Il 3 maggio, come ogni anno, si festeggerà la Giornata mondiale della libertà di stampa. In vista di questo appuntamento, l’organizzazione internazionale “Reporter Senza Frontiere” ha prodotto un’analisi dettagliata del livello di libertà di stampa nel mondo, stilando una classifica che raccoglie 180 paesi: dalla libera Norvegia, prima, al vituperato Turkmenistan, ultimo. Nell’ultimo anno (e non solo), la categoria dei giornalisti ha avuto una progressiva demonizzazione che ne mette a serio rischio la libertà e l’incolumità.
In Italia, già dal tramonto dell’era berlusconiana, passando per l’affermazione di nuove correnti, come il Movimento 5 Stelle, e nuove metodologie comunicative, come le dirette sui social del ministro dell’Interno, il rapporto tra politica e stampa è diventato molto controverso, arrivando inevitabilmente a coinvolgere l’opinione pubblica che ha ormai un atteggiamento sempre più freddo nei confronti dei media.
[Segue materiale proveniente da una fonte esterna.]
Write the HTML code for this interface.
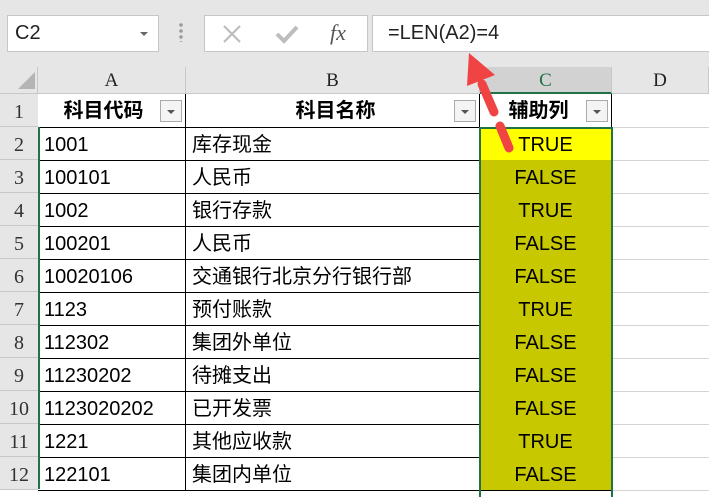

Tutto ciò nel corso degli ultimi anni, specialmente dell’ultimo, ha portato agli onori della cronaca numerose vicende in cui si è tentato di togliere anche i più basilari diritti ai giornalisti del nostro Paese.
È il caso della vicenda di Sandro Ruotolo, con la scorta dapprima tolta e poi riassegnata, in occasione della quale l’Italia ha fatto una figura non proprio di prim’ordine, o quello della querelle ancora in piedi tra Roberto Saviano, giornalista anticamorra sotto scorta, e Matteo Salvini, ministro dell’Interno che lo ha querelato recentemente per diffamazione dopo averlo attaccato più volte duramente e dopo aver ventilato l’idea di privare anche lui della scorta. Anche numerosi esponenti del Movimento 5 Stelle, alleato di governo della Lega, non hanno risparmiato critiche feroci alla stampa , andando a sdoganare un linguaggio sempre più duro e volgare, ripreso nei vari comizi e nelle aule del parlamento.
Il risultato secondo RSF è che “alcuni giornalisti hanno ceduto alla tentazione di censurarsi per evitare le molestie politiche”, anche se la cronaca in merito alle minacce ai giornalisti si arricchisce ogni giorno in Italia, simbolo che una larga fetta di questa categoria rimasta libera c’è. Ultimo in ordine cronologico è stato l’incendio ai danni dell’auto di Valeria Pinna, verificatosi qualche giorno fa. La giornalista sarda è stata probabilmente vittima di un avvertimento legato alle sue inchieste in merito a dei controlli antidoping.
Anche a livello internazionale i toni si sono progressivamente alzati e la situazione attuale è divenuta abbastanza allarmante. Negli USA, ad esempio, c’è stata un’impennata delle minacce di morte ai giornalisti dall’inizio della presidenza Trump, un dato che in perfetta linea con quello italiano e con quello di paesi dove si sono affermati governi sulla carta meno moderati e dunque più in conflitto con la stampa libera.
Insomma, a 26 anni dall’istituzione della Giornata mondiale della libertà di stampa sono troppe le tensioni che ne mettono a rischio la diffusione a livello globale, e a farne le spese spesso sono i giornalisti con la loro vita. Come Lyra McKee, giornalista ventinovenne irlandese, rimasta uccisa in un conflitto tra la polizia e il New Ira, gruppo estremista irlandese a favore della riunificazione dell’Irlanda e dell’indipendenza di Belfast dal Regno Unito. Il gruppo ha rivendicato l’assassinio accidentale della reporter che aveva commesso l’unico errore di “trovarsi al fianco di forze nemiche”(la polizia ndr).
La breve e tragica storia di questa giovane donna ci ricorda una verità che dovrebbe essere ormai radicata nella nostra civiltà: chi racconta, e spesso per farlo rischia la propria pelle, va difeso e questi attacchi indiscriminati sono un lusso che la politica non può più permettersi.